▶ [Problem details]
Identify the lines that contain the word "with", then copy them.
==== Supplied entries
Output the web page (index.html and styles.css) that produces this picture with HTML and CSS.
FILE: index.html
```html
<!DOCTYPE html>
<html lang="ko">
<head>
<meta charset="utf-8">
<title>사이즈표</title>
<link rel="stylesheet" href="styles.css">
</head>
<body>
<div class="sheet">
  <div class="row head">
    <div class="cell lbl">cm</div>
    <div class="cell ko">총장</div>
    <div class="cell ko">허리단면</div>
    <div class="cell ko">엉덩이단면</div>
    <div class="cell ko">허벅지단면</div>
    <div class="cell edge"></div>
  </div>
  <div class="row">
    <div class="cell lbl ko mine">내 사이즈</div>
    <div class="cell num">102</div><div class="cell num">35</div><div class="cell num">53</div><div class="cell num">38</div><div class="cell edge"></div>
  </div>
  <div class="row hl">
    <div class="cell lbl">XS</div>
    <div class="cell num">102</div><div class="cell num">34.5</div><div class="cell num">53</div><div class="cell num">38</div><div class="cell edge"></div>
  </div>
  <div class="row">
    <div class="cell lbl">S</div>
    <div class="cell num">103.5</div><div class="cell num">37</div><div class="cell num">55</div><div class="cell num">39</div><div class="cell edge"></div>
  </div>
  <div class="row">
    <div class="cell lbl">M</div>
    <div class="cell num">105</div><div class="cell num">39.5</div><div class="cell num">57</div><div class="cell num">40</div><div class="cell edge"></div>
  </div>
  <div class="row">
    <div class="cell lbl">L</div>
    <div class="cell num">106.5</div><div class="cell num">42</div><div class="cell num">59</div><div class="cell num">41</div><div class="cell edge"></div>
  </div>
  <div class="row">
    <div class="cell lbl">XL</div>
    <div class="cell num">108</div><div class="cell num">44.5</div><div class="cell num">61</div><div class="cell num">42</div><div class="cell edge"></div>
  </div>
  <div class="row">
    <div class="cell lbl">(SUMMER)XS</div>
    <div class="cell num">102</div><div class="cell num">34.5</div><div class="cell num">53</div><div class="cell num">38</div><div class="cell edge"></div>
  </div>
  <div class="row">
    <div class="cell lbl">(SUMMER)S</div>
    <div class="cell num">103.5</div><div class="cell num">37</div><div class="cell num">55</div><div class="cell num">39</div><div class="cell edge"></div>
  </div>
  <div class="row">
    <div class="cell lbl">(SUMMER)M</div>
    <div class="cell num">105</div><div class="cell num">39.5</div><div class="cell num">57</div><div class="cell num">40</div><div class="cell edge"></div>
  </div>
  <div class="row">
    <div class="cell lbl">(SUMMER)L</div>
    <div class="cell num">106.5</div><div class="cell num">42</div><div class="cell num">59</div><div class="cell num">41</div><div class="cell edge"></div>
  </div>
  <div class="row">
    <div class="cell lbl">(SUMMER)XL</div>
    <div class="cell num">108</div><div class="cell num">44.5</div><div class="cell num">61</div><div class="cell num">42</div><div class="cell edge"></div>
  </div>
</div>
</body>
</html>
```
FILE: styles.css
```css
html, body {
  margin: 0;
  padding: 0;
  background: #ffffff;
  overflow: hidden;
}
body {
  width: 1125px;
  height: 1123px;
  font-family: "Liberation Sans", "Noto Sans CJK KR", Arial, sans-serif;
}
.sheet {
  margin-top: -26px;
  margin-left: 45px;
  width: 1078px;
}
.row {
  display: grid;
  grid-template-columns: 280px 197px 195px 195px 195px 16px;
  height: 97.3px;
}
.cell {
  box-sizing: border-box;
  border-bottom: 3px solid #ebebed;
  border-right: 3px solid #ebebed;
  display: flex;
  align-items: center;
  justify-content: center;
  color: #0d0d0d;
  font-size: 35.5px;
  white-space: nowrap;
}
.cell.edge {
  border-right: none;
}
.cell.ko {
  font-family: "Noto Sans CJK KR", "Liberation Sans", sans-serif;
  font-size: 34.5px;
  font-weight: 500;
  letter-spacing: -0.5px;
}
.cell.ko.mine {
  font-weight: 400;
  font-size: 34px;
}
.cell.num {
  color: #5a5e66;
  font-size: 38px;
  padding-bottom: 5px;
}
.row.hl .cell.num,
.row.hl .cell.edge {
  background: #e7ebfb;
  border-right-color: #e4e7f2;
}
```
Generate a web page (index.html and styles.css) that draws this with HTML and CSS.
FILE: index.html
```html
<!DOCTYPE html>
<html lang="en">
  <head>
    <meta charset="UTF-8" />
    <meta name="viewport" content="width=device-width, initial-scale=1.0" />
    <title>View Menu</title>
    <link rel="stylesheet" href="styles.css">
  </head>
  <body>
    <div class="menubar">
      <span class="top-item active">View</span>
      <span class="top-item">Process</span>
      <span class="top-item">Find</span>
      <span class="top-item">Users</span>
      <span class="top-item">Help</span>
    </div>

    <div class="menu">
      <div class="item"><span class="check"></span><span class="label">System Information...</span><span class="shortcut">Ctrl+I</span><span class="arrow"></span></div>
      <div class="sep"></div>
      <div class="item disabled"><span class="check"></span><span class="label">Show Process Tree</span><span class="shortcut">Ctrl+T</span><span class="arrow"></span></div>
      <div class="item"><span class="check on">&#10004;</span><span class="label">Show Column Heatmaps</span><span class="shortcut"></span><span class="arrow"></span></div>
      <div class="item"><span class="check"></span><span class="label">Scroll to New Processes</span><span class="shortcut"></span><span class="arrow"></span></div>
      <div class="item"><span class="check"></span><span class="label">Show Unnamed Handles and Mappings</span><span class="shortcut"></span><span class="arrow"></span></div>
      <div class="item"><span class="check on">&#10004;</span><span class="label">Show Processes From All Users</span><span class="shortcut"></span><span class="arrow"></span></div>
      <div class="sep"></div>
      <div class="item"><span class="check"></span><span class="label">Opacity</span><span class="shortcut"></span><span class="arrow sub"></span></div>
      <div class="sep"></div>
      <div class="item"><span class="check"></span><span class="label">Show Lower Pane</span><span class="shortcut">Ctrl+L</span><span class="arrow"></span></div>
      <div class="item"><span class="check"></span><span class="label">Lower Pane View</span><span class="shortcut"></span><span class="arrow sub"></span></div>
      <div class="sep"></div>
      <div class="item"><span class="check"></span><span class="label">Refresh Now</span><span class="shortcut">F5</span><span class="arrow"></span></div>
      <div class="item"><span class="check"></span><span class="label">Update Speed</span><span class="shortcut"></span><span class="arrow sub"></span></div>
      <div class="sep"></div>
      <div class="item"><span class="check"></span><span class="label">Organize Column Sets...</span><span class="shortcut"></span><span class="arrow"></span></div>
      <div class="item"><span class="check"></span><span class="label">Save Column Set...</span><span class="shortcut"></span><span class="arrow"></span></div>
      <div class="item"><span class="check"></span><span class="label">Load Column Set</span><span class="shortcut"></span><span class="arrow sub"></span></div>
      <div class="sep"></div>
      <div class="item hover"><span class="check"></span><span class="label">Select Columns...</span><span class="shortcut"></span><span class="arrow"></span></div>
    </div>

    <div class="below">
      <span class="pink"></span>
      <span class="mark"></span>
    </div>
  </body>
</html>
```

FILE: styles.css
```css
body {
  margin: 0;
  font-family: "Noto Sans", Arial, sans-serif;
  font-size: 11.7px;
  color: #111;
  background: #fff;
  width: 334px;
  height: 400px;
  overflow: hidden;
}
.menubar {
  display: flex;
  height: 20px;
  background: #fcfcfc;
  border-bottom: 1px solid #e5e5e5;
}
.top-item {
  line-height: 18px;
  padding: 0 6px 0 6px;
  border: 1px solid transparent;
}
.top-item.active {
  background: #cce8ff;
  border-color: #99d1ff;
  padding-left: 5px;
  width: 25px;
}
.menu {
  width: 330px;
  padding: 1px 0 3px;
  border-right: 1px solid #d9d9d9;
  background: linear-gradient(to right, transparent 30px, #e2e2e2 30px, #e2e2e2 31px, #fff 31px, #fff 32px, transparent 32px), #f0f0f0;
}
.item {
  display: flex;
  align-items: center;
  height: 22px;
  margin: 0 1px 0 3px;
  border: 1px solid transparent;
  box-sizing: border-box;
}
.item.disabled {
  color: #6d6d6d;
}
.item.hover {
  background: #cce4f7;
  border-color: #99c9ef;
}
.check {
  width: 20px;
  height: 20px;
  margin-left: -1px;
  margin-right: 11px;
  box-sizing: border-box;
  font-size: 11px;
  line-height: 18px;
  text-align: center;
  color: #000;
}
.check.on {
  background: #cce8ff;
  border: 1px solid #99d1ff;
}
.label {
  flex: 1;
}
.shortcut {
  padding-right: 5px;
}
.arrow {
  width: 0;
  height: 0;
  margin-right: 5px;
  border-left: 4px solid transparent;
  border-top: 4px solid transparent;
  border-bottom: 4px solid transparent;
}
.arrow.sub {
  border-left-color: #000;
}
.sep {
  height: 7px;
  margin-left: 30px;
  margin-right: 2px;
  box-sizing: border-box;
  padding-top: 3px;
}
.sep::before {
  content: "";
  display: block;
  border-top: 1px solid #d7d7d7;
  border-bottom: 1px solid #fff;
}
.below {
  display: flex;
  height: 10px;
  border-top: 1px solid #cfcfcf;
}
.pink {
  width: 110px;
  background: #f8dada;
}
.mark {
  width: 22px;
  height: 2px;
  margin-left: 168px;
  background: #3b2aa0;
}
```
========
▶ [Solved problem]
Output the web page (index.html and styles.css) that produces this picture with HTML and CSS.
Generate a web page (index.html and styles.css) that draws this with HTML and CSS.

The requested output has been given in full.